For me, this Christmas was a wonderful one…spent time with family and friends and I was hauling my Christmas booty and my tired booty (my 18-month old niece decided that 4am was a fun time to wake up and play at Nana and Papa’s house and since Auntie Coco was sharing the room with her we played ‘let’s try and break everything in sight’ until the rest of the fam woke up) upstairs as well as my laundry…juggling up four flights of stairs. On my doorstep was a little gift bag. How sweet---a peace offering I thought. But I was about to have a major déjà vu moment.
In the bag was biscotti and tissue. Attached to the bag was the note in my handwriting… “Merry Christmas…from your upstairs neighbor, Courtney.” It was the same bag I had given E. a year ago. Same tissue…even the same freakin’ BISCOTTI. Who does that? Who re-gifts your own gift to you a year later?! If she is diabetic and can’t eat sugar---give it back the same day with a ‘thanks but no thanks’ kind of note…or give it to someone else…hell, throw it away…But the petty and deliberate cruelty of that one little action spoke volumes. It was match, set, point---thanks for playing and F&** YOU! Clearly---it was a living lesson that with age---does not necessarily come wisdom.

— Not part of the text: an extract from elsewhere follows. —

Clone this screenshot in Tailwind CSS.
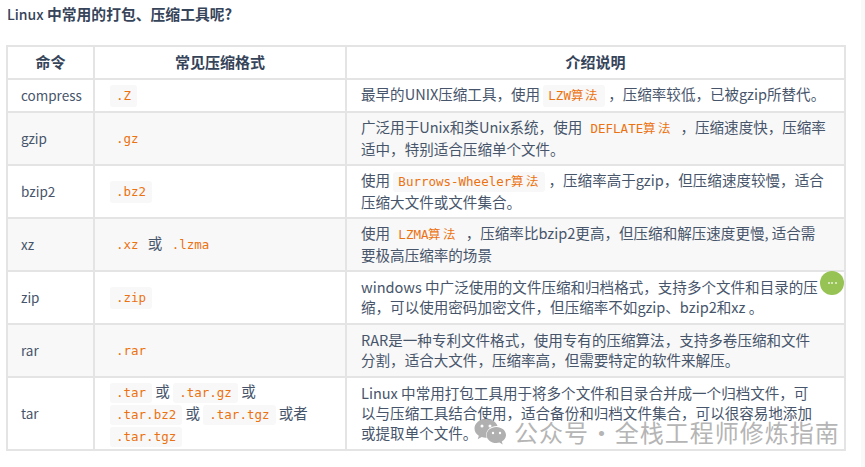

After fuming and calling a friend to vent…I thought again how pathetic and sad this woman was to be so heartless and ungracious. My compassion and my fevered self-righteous rage surged and tried desperately to cancel each other out. I thought about how Ms. “My friends are all in Heaven” would be waiting a very long time for a reunion. I tried on and discarded revenge plots…Salsa CD at 3am---after all---I had to learn Latin dancing sometime…why not in the middle of the night? Letting the tub purposely overflow might be worth the sopping towels and annoying cleanup for the further water damage it could cause…but that would be punishing my landlord whom I actually like and get along with---so no sabotage outlet there, really. Plus---she’s kind of a night owl anyway so the salsa thing wouldn’t bug her either. So the high road it would have to be…again. I’m basically just telling myself that she’s not worth it…and the truth is---she really isn’t. If I squeeze my eyes tightly I can still see Jane’s apartment. Her cozy kitchen, I can feel the warm mug between my palms and hear the hum of the refrigerator and the Spanish guitar music emanating from her little countertop radio. That was a lovely neighbor relationship…the way it should be, I think…Not this stupid warfare of needling and calculated moves designed to make one feel ‘less than’. But I’ll have to remind myself not to take it personally. Because it may be many things---immature, passive aggressive, and contentious. But personal…well---clearly that’s the last thing she wants. And all I can do is respect that and give us both our own space. She has sent her signals loud and clear. Signals received. I can’t kill her with kindness. I can’t kill her with salsa or air fresheners in the hallway. Can’t kill her at all. But I guess teatime is out. And accepting that may be the best thing for both of us in the end. Merry Christmas and Happy New Year…biscotti anyone?